Si suppone che io metta dell’energia in quello che sto facendo, cioè la ricerca della Visione. Ma non so bene come fare. Combatto la noia, esamino i particolari del mio universo: fra questi c’è una roccia, un masso monolitico alto almeno un metro, largo uno e mezzo e lungo altrettanto. Proprio in cima, dove la pietra è quasi piatta c’è una piccola depressione, una fossetta di una ventina di centimetri di diametro: e lì è nato un alberello, un minuscolo abete alto come il palmo di una mano che fa capolino dalla buchetta e tutt’intorno è circondato dalla vasta superficie del masso su cui ha avuto la ventura di nascere. E’ chiaro che per la pianticella non c’è speranza: fra lei e il suolo c’è un buon metro di roccia indistruttibile. La saluto, le invio una preghiera di incoraggiamento e mi astengo da fare previsioni catastrofiche. Durante il giorno vado spesso a trovarla.
L’occhio viene attratto da un lieve movimento, una leggera ombra rossastra che si ferma sul tronco di confine: è una volpe, uno splendido animale dalla fulva coda rossa e ondeggiante… “Ciao Volpe!” Mi guarda, sorride sotto i baffi. E’ tranquillissima, se ne sta un po’ lì e poi se ne va pian piano scomparendo fra la vegetazione.
E’ sera, qualche uccello canta la sua canzone dai rami della querciona che sovrasta il mio regno. Fa freddo, mi avvolgo nella coperta multicolore che è soffice e calda. Arriva Moose con la cena. Da una decina di metri annuncia a gran voce:“Seeker! Posso entrare?” “Yes!” dico io, molto più fievole. Moose posa il vassoio, si guarda intorno e poi guarda dentro la tendina: “Questo è il tuo universo” mi fa. “Questo è tutto quello che hai. Questo è il tuo spazio: così come lo tieni, ordinato, pulito, o sporco e trascurato, così sei tu. Questo è il tuo specchio.” Sono contento di aver messo a posto il sacco a pelo e la borsa con gli indumenti di ricambio. Moose tace e guarda il tramonto. Poi aggiunge: ”La Terra è il Due. Lei non esisterebbe senza il Sole, e tu non esisteresti senza di Lei/lui.

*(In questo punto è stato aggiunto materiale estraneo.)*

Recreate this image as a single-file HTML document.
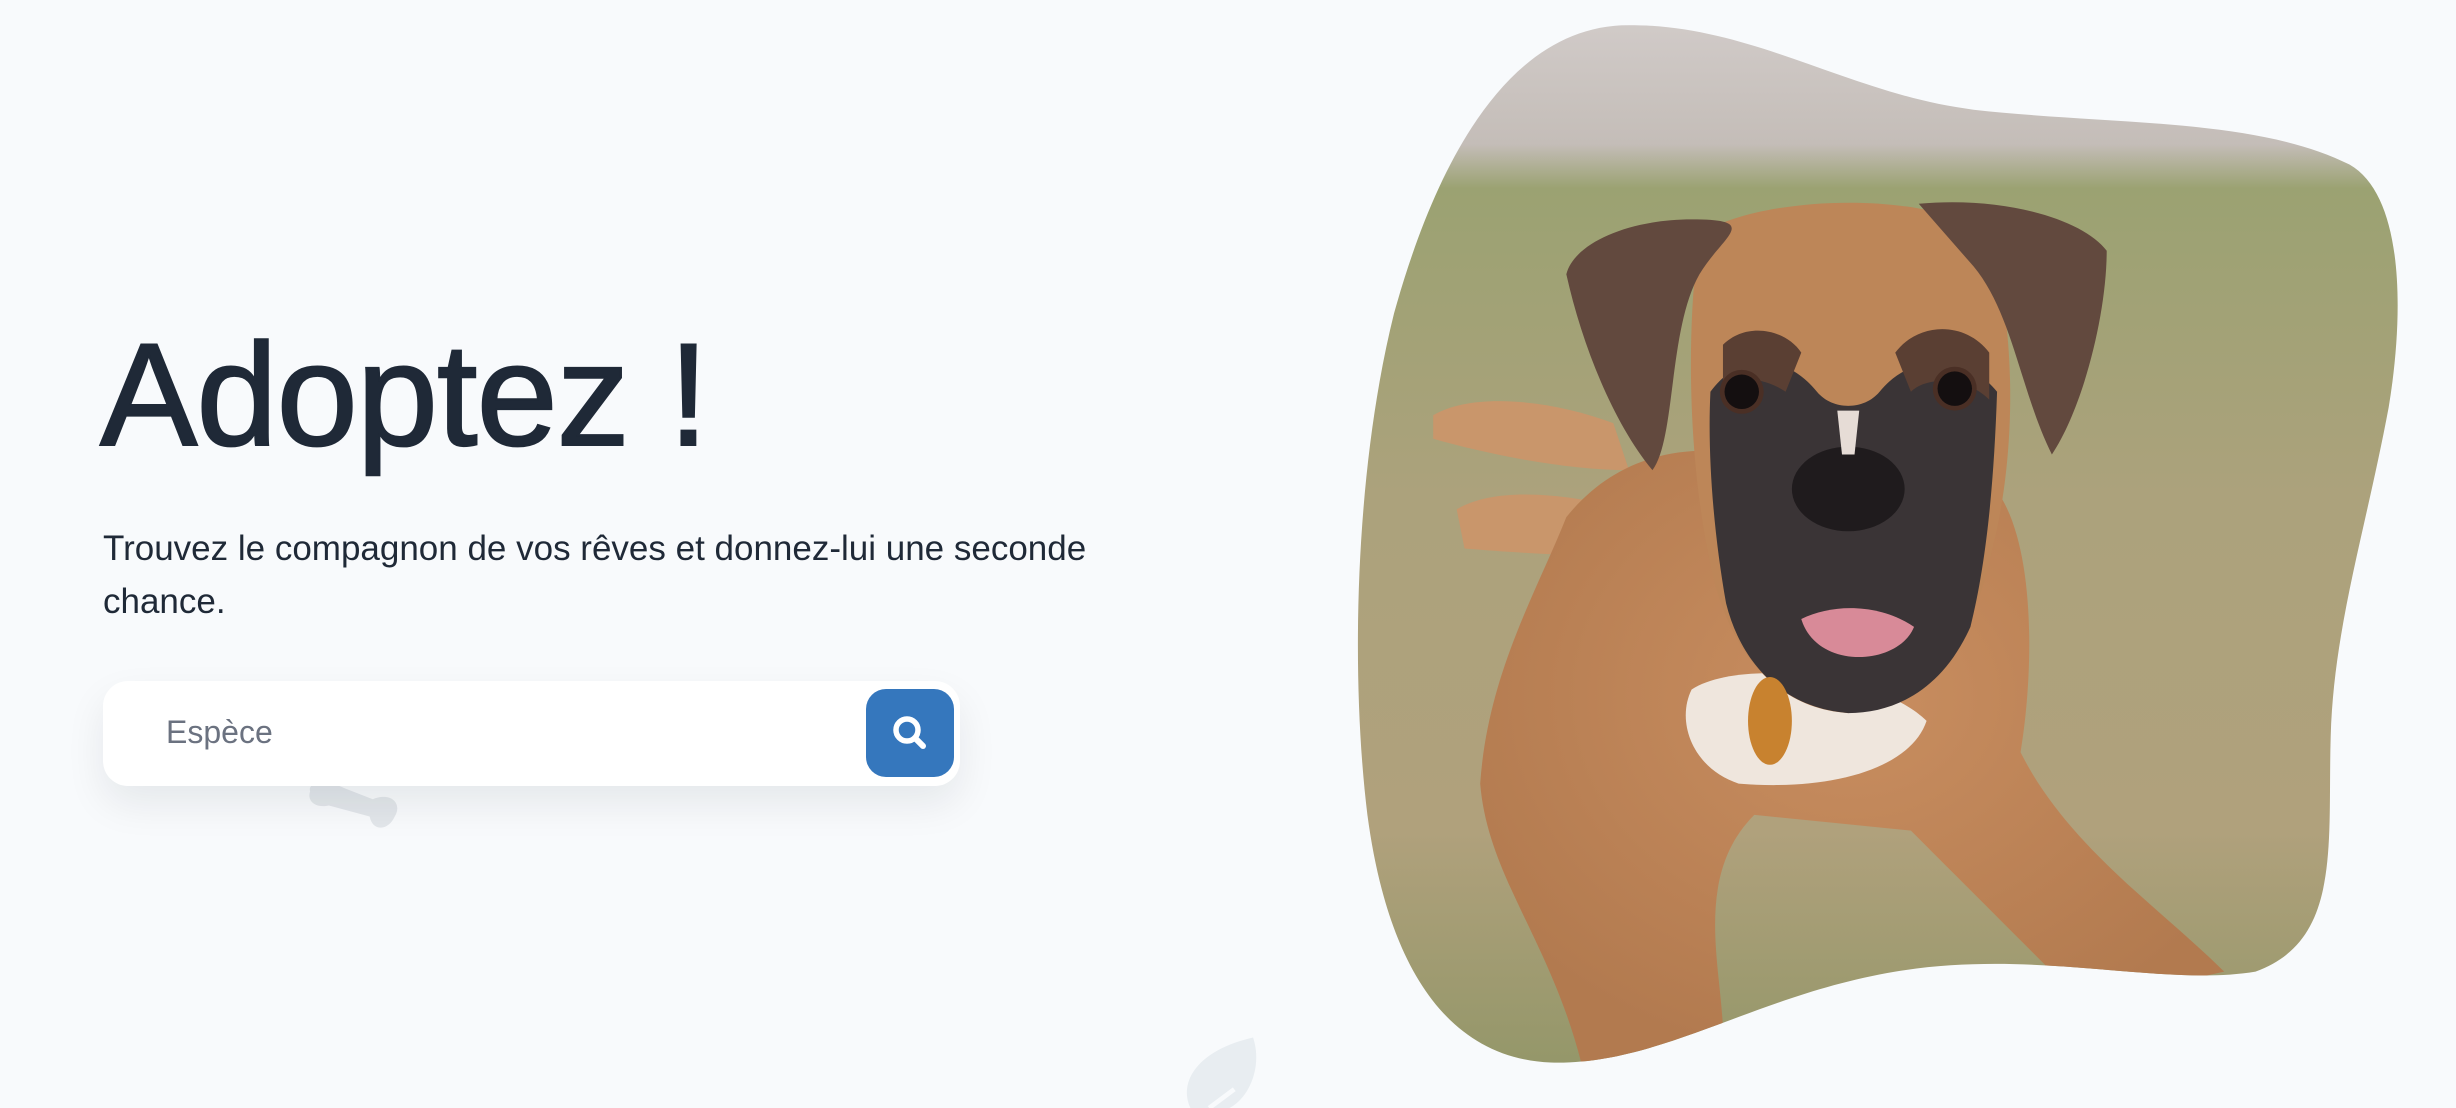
<!DOCTYPE html>
<html><head><meta charset="utf-8"><style>
html,body{margin:0;padding:0;}
body{width:2456px;height:1108px;background:#f8fafc;position:relative;overflow:hidden;font-family:"Liberation Sans",sans-serif;}
h1{position:absolute;left:100px;top:322px;margin:0;font-size:146px;font-weight:400;color:#1f2937;letter-spacing:-1px;line-height:1;-webkit-text-stroke:2px #1f2937;}
p{position:absolute;left:103px;top:522px;margin:0;width:1050px;font-size:35px;line-height:53px;color:#1f2937;}
.box{position:absolute;left:103px;top:681px;width:857px;height:105px;background:#fff;border-radius:25px;box-shadow:0 18px 40px rgba(15,23,42,0.08);}
.ph{position:absolute;left:63px;top:33px;font-size:32px;color:#6b7280;}
.btn{position:absolute;left:763px;top:8px;width:88px;height:88px;background:#3577bd;border-radius:20px;}
</style></head><body>
<svg width="2456" height="1108" viewBox="0 0 1568 707" preserveAspectRatio="none" style="position:absolute;left:0;top:0">
<defs>
<clipPath id="b"><path d="M1040 16 C1120 16 1180 60 1260 70 C1350 80 1440 75 1500 105 C1535 125 1535 200 1525 260 C1510 340 1490 400 1488 470 C1486 540 1495 600 1440 620 C1380 630 1300 605 1210 620 C1120 635 1060 680 990 678 C920 675 885 610 873 520 C862 430 865 300 890 200 C915 110 960 16 1040 16 Z"/></clipPath>
<linearGradient id="g" x1="0" y1="0" x2="0" y2="1"><stop offset="0" stop-color="#d3cdcb"/><stop offset="0.13" stop-color="#c4bdb8"/><stop offset="0.17" stop-color="#9ba272"/><stop offset="0.45" stop-color="#aca27c"/><stop offset="0.75" stop-color="#b0a17c"/><stop offset="1" stop-color="#8f9566"/></linearGradient>
<radialGradient id="fur" cx="0.5" cy="0.4" r="0.6"><stop offset="0" stop-color="#c98e60"/><stop offset="1" stop-color="#b27a4f"/></radialGradient>
</defs>
<path d="M198 505 C196 498 210 498 220 503 L238 510 C250 505 257 513 252 521 C248 530 238 531 236 521 L210 514 C200 516 196 510 198 505 Z" fill="#e2e6ea"/>
<path d="M760 707 C752 690 765 670 800 662 C806 680 798 700 785 707 Z" fill="#e8edf1"/>
<path d="M788 695 L772 707" stroke="#f8fafc" stroke-width="3"/>
<g clip-path="url(#b)">
<rect x="860" y="0" width="700" height="707" fill="url(#g)"/>
<!-- back legs -->
<path d="M915 265 C940 250 990 255 1030 270 L1040 300 C1000 300 950 290 915 280 Z" fill="#c9966b"/>
<path d="M930 325 C955 310 1000 315 1040 325 L1040 355 C1000 355 960 352 935 350 Z" fill="#c9966b"/>
<!-- body -->
<path d="M1000 330 C1040 280 1100 280 1150 300 L1260 300 C1300 320 1300 420 1290 480 C1320 540 1380 580 1420 620 L1330 640 C1290 600 1250 560 1220 530 L1120 520 C1080 560 1100 620 1100 660 L1010 680 C990 600 950 560 945 500 C950 430 980 380 1000 330 Z" fill="url(#fur)"/>
<path d="M1080 440 C1110 420 1200 430 1230 460 C1220 490 1170 505 1110 500 C1080 490 1070 460 1080 440 Z" fill="#efe6dd"/>
<!-- head -->
<path d="M1085 150 C1120 125 1230 120 1270 150 C1290 220 1285 300 1272 350 C1260 410 1230 450 1180 455 C1130 452 1100 410 1090 350 C1080 300 1075 220 1085 150 Z" fill="#bd8658"/>
<path d="M1092 250 C1110 225 1140 225 1160 250 C1170 262 1190 262 1200 250 C1220 225 1255 225 1275 250 C1273 310 1268 360 1258 400 C1240 440 1210 455 1180 455 C1140 452 1112 425 1102 385 C1094 340 1090 290 1092 250 Z" fill="#3a3436"/>
<path d="M1100 220 C1115 205 1140 210 1150 225 L1140 250 C1125 240 1110 240 1100 250 Z M1210 225 C1225 205 1255 205 1270 225 L1270 255 C1255 240 1230 240 1220 250 Z" fill="#5a3f33"/>
<ellipse cx="1180" cy="312" rx="36" ry="27" fill="#1f1b1d"/>
<path d="M1173 262 L1187 262 L1184 290 L1176 290 Z" fill="#e6dcd6"/>
<path d="M1150 395 C1170 385 1200 385 1222 400 C1212 425 1160 428 1150 395 Z" fill="#d88a98"/>
<circle cx="1112" cy="250" r="14" fill="#4a2f25"/><circle cx="1112" cy="250" r="11" fill="#140f10"/>
<circle cx="1248" cy="248" r="14" fill="#4a2f25"/><circle cx="1248" cy="248" r="11" fill="#140f10"/>
<ellipse cx="1130" cy="460" rx="14" ry="28" fill="#c8822f"/>
<!-- ears -->
<path d="M1080 140 C1040 140 1005 155 1000 175 C1010 220 1030 270 1055 300 C1070 280 1065 210 1085 175 C1100 150 1125 140 1080 140 Z" fill="#62493e"/>
<path d="M1225 130 C1280 125 1330 140 1345 160 C1345 200 1330 260 1310 290 C1290 250 1285 200 1260 170 Z" fill="#62493e"/>
</g>
</svg>
<h1>Adoptez !</h1>
<p>Trouvez le compagnon de vos rêves et donnez-lui une seconde chance.</p>
<div class="box"><div class="ph">Espèce</div><div class="btn"><svg width="88" height="88" viewBox="0 0 88 88"><circle cx="41" cy="41" r="11" fill="none" stroke="#fff" stroke-width="5.5"/><path d="M49 49 L57 57" stroke="#fff" stroke-width="6" stroke-linecap="round"/></svg></div></div>
</body></html>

Da dove pensi che arrivi questo cibo? Cerca di contemplare questa realtà. Cerca di essere grato.” Gli dico della volpe. “In cerimonia nulla accade per caso. O pensi che sia passata di là così, magari per sbaglio? In cerimonia ogni dettaglio è importante: ogni attimo è prezioso. Cerca di ricordare tutto.”
Due occhi fosforescenti mi osservano dal mezzo delle frasche: è buio, ho un po’ di paura. Penso “Gatto selvatico”. Penso “Sono in cerimonia, nulla può farmi del male”.
Contemplo, sono entrato in una sorta di sogno ad occhi aperti e ogni tanto faccio qualche passo per andare a trovare la mia abetina e incoraggiarla: vedo che se la cava benissimo. Sul sentiero compaiono due cervi, una femmina molto raffinata e un maschio dall’aria regale. Rimango immobile. Tranquillissimi se ne vanno dopo un bel po’.
Dopo tre giorni e tre notti ecco comparire Rainbow, la guardia che ha dormito e vegliato invisibile per tutto il tempo nel bosco a qualche decina di metri di distanza. Si assicura che io riesca a camminare senza barcollare e piano piano mi riaccompagna alla casa madre, dove Wolf e Dancer sembrano aspettarmi. Io sono lievemente suonato, un po’ fuori fase. “Ha!” fa Wolf dal pianerottolo, “Sei troppo sacro per dire buongiorno! Capisco…” Dancer ride. “Hey, Scudo, vieni quassù che c’è un cappuccino che ti aspetta!” Dancer è molto carina, occhi a mandorla lievemente orientali, lunghi capelli scuri e portamento eretto ed elegante: una gonna lunga e stivali western, camicia e gran sorriso. Salgo timoroso. Mi aspetto sorprese, ma per questa volta c’è davvero un cappuccino, appena uscito dalla italianissima Faema, colmato di schiuma di half-and-half, cioè una via di mezzo fra latte e panna. Un vero toccasana dopo una Vision Quest.